Exercise task:
Repeat all the records exactly, omitting pictures.

-- BEGIN Provided information --

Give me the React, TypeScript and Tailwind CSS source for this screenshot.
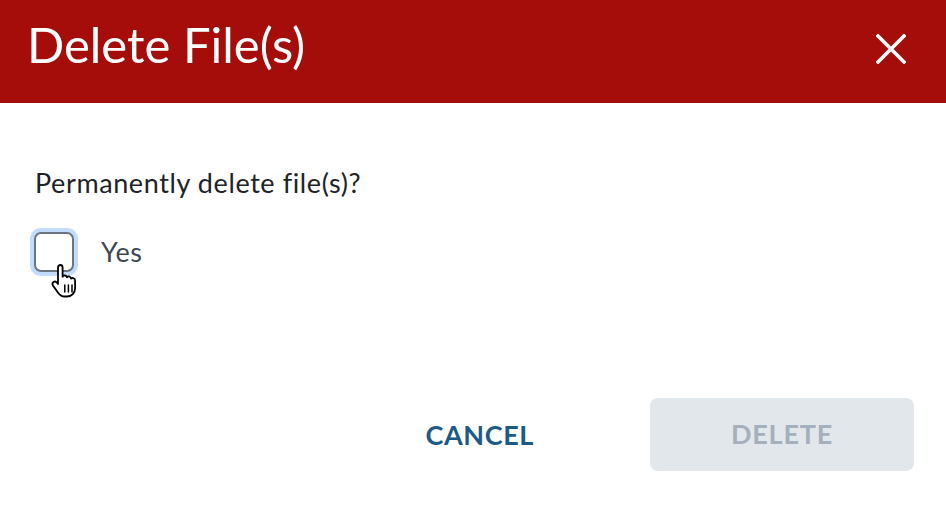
import React from "react";

function HandCursor() {
  return (
    <svg width="30" height="36" viewBox="0 0 30 34" className="absolute left-[14px] top-[29px]">
      <path
        d="M8 3.5c0-1.4 1-2.5 2.3-2.5s2.3 1.1 2.3 2.5v9.2c.5-.9 1.4-1.4 2.4-1.2 1 .1 1.7.9 1.9 1.8.6-.7 1.5-1 2.4-.8 1 .3 1.6 1.1 1.7 2.1.6-.5 1.4-.7 2.2-.5 1.2.3 1.9 1.4 1.9 2.7v7.2c0 4.9-3.3 8.5-8.2 8.5h-2.1c-3 0-5-1.3-6.7-3.8L3 21.6c-.8-1.2-.6-2.7.5-3.5 1.1-.8 2.6-.6 3.4.5L8 20V3.5z"
        fill="#fff"
        stroke="#000"
        strokeWidth="1.8"
        strokeLinejoin="round"
      />
      <path d="M14.8 21v7M18.4 21v7M22 21v7" stroke="#000" strokeWidth="1.5" strokeLinecap="round" />
    </svg>
  );
}

export default function App() {
  return (
    <div className="w-[946px] h-[524px] bg-white font-['Lato','Noto_Sans',sans-serif] flex flex-col">
      {/* Header */}
      <div className="h-[103px] bg-[#a50d0a] flex items-center justify-between pl-[27px] pr-[40px]">
        <h1 className="text-white text-[49px] font-normal leading-none pb-[14px]">Delete File(s)</h1>
        <button className="text-white pb-[6px]">
          <svg width="30" height="30" viewBox="0 0 30 30">
            <path d="M2 2L28 28M28 2L2 28" stroke="#fff" strokeWidth="3.6" strokeLinecap="square" />
          </svg>
        </button>
      </div>

      {/* Body */}
      <div className="px-[35px] pt-[63px] flex flex-col">
        <p className="text-[27px] leading-[34px] text-[#1f2328] tracking-[0.6px]">Permanently delete file(s)?</p>
        <label className="flex items-center gap-[27px] mt-[32px] ml-[-1px]">
          <span className="relative w-[40px] h-[40px] rounded-[7px] border-2 border-[#6b7480] bg-white shadow-[0_0_0_4px_#c4dcfb]">
            <HandCursor />
          </span>
          <span className="text-[27px] text-[#3e4852] tracking-[0.5px]">Yes</span>
        </label>
      </div>

      {/* Actions */}
      <div className="mt-auto mb-[53px] pr-[32px] flex justify-end items-center gap-[116px]">
        <button className="text-[27px] font-bold text-[#1d5a86] tracking-[0.6px] pt-[1px]">CANCEL</button>
        <button className="w-[264px] h-[73px] rounded-[8px] bg-[#e2e7eb] text-[27px] font-bold text-[#a4b0bc] tracking-[0.8px]">
          DELETE
        </button>
      </div>
    </div>
  );
}
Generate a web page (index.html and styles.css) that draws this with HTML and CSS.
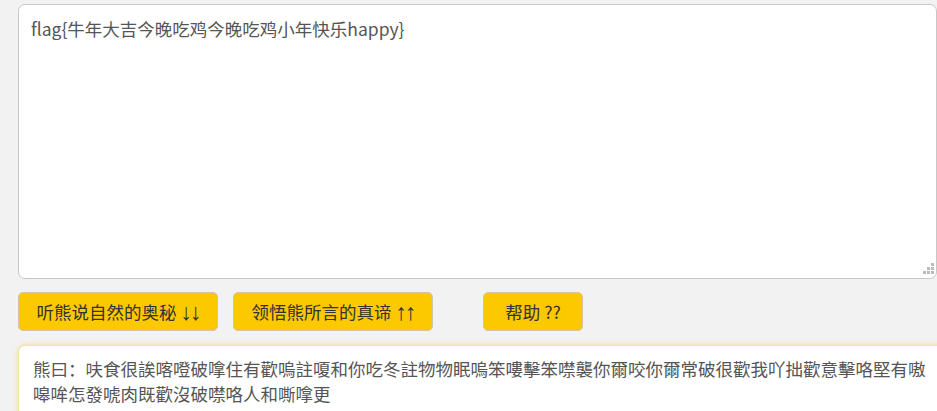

-- END Provided information --

Exercise solution:
Give me the React, TypeScript and Tailwind CSS source for this screenshot.
import React from "react";

function HandCursor() {
  return (
    <svg width="30" height="36" viewBox="0 0 30 34" className="absolute left-[14px] top-[29px]">
      <path
        d="M8 3.5c0-1.4 1-2.5 2.3-2.5s2.3 1.1 2.3 2.5v9.2c.5-.9 1.4-1.4 2.4-1.2 1 .1 1.7.9 1.9 1.8.6-.7 1.5-1 2.4-.8 1 .3 1.6 1.1 1.7 2.1.6-.5 1.4-.7 2.2-.5 1.2.3 1.9 1.4 1.9 2.7v7.2c0 4.9-3.3 8.5-8.2 8.5h-2.1c-3 0-5-1.3-6.7-3.8L3 21.6c-.8-1.2-.6-2.7.5-3.5 1.1-.8 2.6-.6 3.4.5L8 20V3.5z"
        fill="#fff"
        stroke="#000"
        strokeWidth="1.8"
        strokeLinejoin="round"
      />
      <path d="M14.8 21v7M18.4 21v7M22 21v7" stroke="#000" strokeWidth="1.5" strokeLinecap="round" />
    </svg>
  );
}

export default function App() {
  return (
    <div className="w-[946px] h-[524px] bg-white font-['Lato','Noto_Sans',sans-serif] flex flex-col">
      {/* Header */}
      <div className="h-[103px] bg-[#a50d0a] flex items-center justify-between pl-[27px] pr-[40px]">
        <h1 className="text-white text-[49px] font-normal leading-none pb-[14px]">Delete File(s)</h1>
        <button className="text-white pb-[6px]">
          <svg width="30" height="30" viewBox="0 0 30 30">
            <path d="M2 2L28 28M28 2L2 28" stroke="#fff" strokeWidth="3.6" strokeLinecap="square" />
          </svg>
        </button>
      </div>

      {/* Body */}
      <div className="px-[35px] pt-[63px] flex flex-col">
        <p className="text-[27px] leading-[34px] text-[#1f2328] tracking-[0.6px]">Permanently delete file(s)?</p>
        <label className="flex items-center gap-[27px] mt-[32px] ml-[-1px]">
          <span className="relative w-[40px] h-[40px] rounded-[7px] border-2 border-[#6b7480] bg-white shadow-[0_0_0_4px_#c4dcfb]">
            <HandCursor />
          </span>
          <span className="text-[27px] text-[#3e4852] tracking-[0.5px]">Yes</span>
        </label>
      </div>

      {/* Actions */}
      <div className="mt-auto mb-[53px] pr-[32px] flex justify-end items-center gap-[116px]">
        <button className="text-[27px] font-bold text-[#1d5a86] tracking-[0.6px] pt-[1px]">CANCEL</button>
        <button className="w-[264px] h-[73px] rounded-[8px] bg-[#e2e7eb] text-[27px] font-bold text-[#a4b0bc] tracking-[0.8px]">
          DELETE
        </button>
      </div>
    </div>
  );
}
Generate a web page (index.html and styles.css) that draws this with HTML and CSS.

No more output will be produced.